= George T. Santmyers =

American architect

George T. Santmyers (September 15, 1889 – December 26, 1960) was an American architect who practiced in Washington, D.C. for fifty years, beginning in 1909.

Santmyers was one of Washington's most prolific and noteworthy architects of the twentieth century. While he is credited with the design of a variety of commercial buildings, banks, churches, public garages and thousands of single-family residences, he is most celebrated for his contribution to apartment building architecture, working in most areas of the nation’s capital. As the architect of over 440 apartment buildings in the course of his long career, Santmyers devoted his talents and energy to producing skillfully-designed buildings with efficient plans. Most of his work was for the city’s commercial property developers, doing speculative structures. His ability to craft distinctive creations within a variety of budgets has given the city a fine legacy of buildings.

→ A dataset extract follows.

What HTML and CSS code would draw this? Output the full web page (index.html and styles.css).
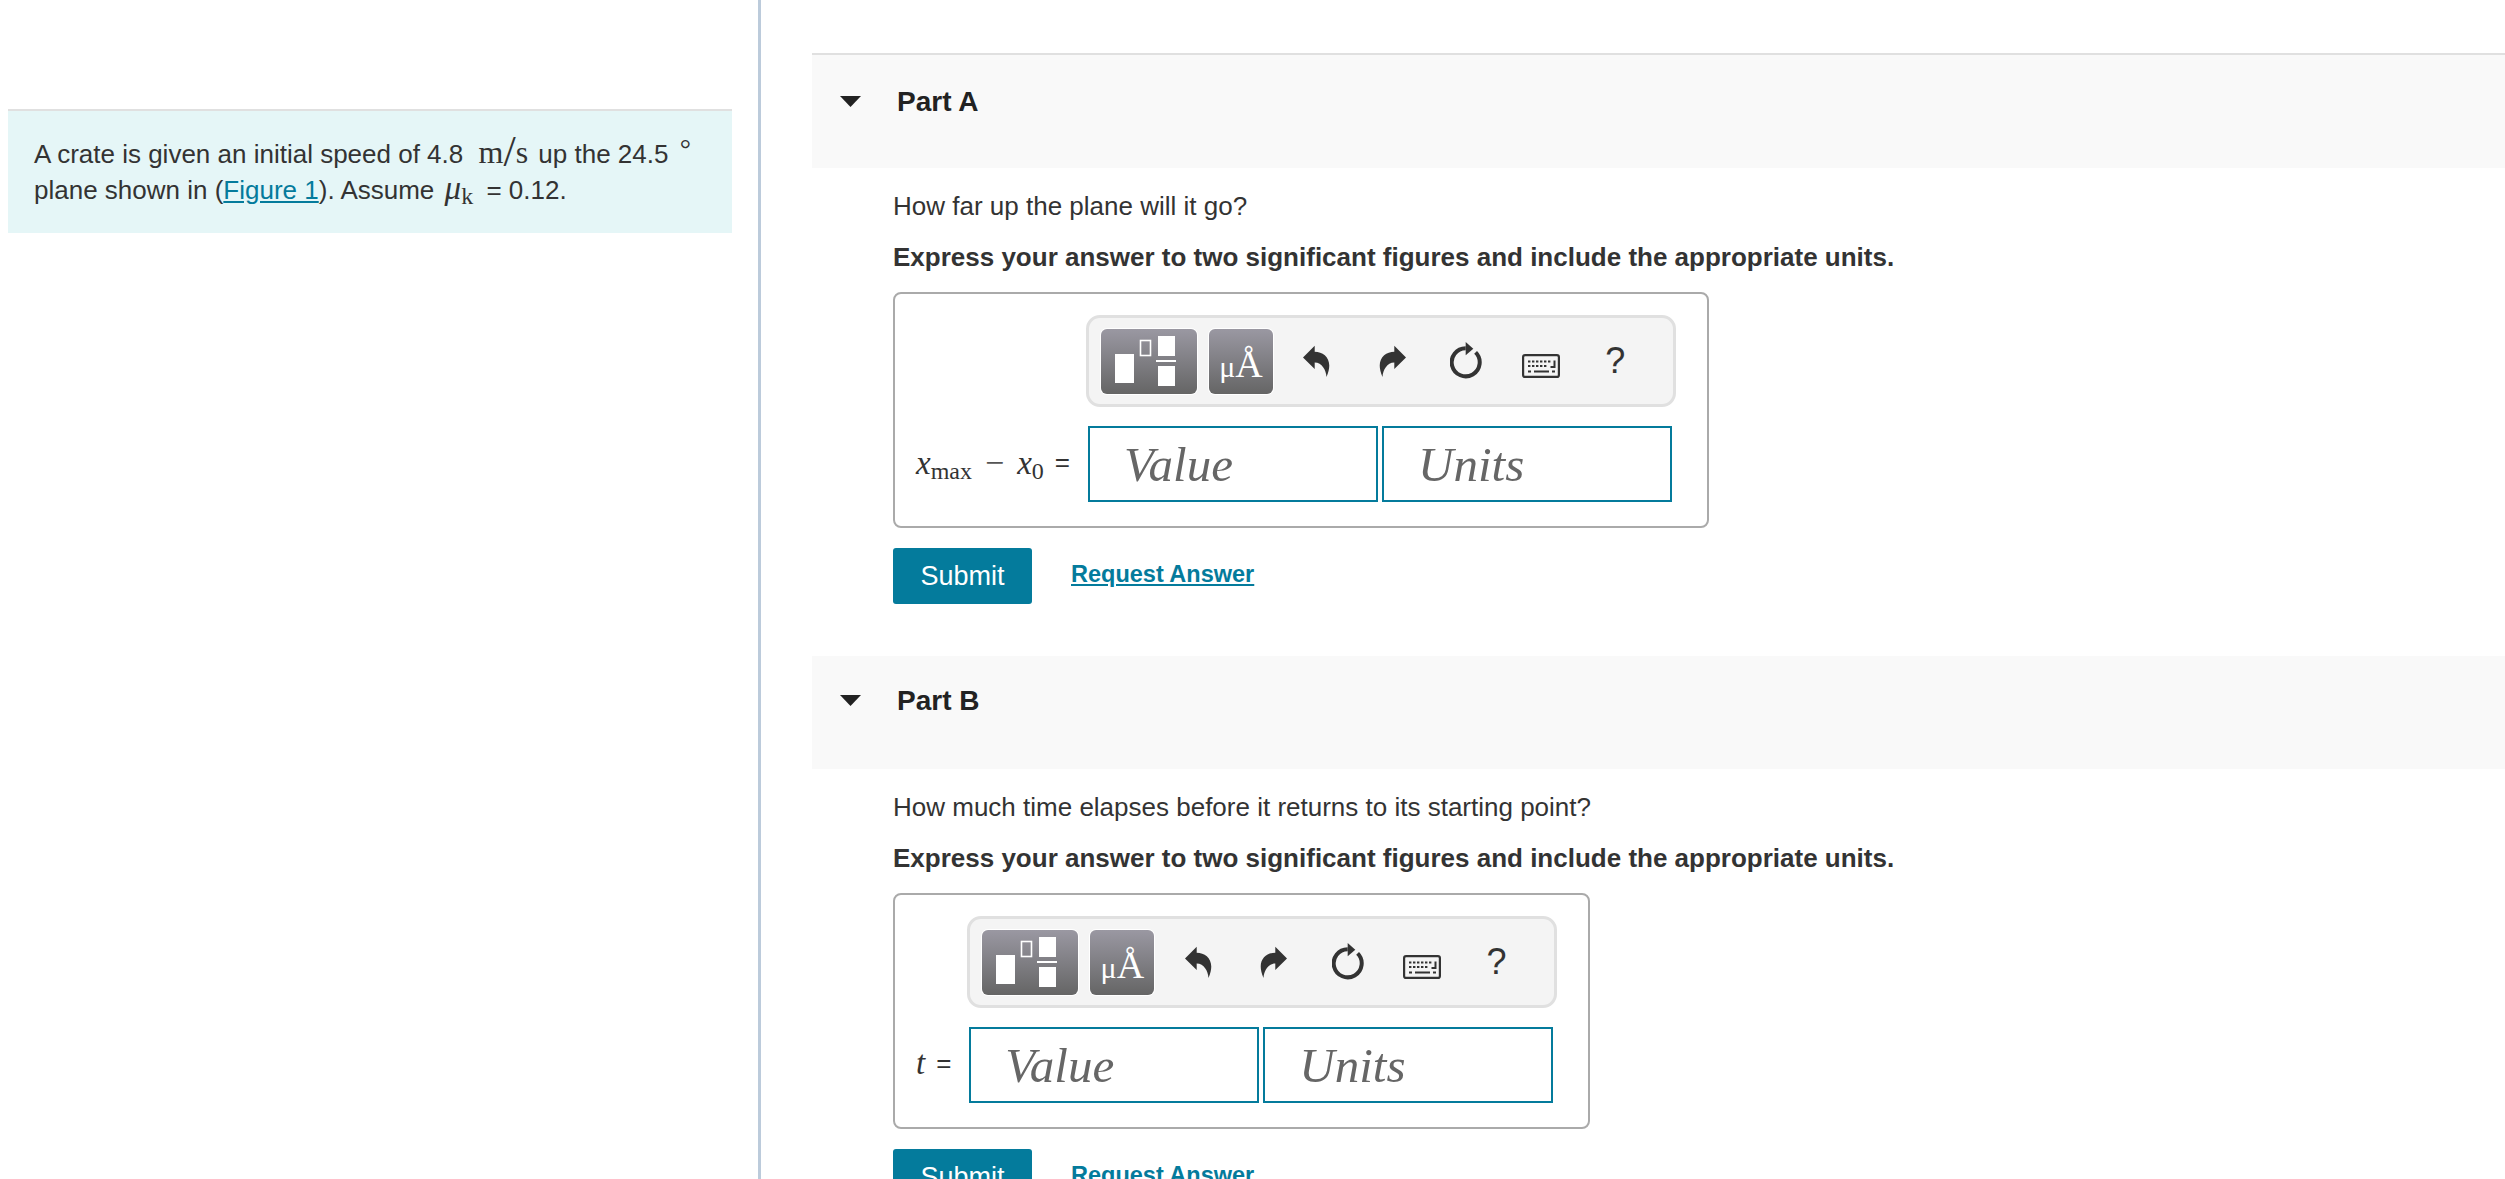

Santmyers was born in Front Royal, Virginia on September 15, 1889, and spent his early years in Baltimore, Maryland. He moved to Washington as a teenager, completed high school and then studied architecture at the Washington Architecture Club Atelier from 1908 to 1912. He had several years of training through apprenticeship in the offices of local architects. In 1913 he married Dorothy Featherstone. Santmyers' name first appears on a building permit in 1909, and by 1914 at age twenty-five he had opened his own architectural office. The work produced by his office far outstripped that of any other Washington, D.C. architect. The D.C. permit database credits Santmyers with designing more than 16,000 buildings, many times more than the next-busiest architects in the city. In 1960, still designing and running his office, he completed his last apartment building design at the age of 72, just six months before his death. He died in Wheaton, Maryland on December 26, 1960.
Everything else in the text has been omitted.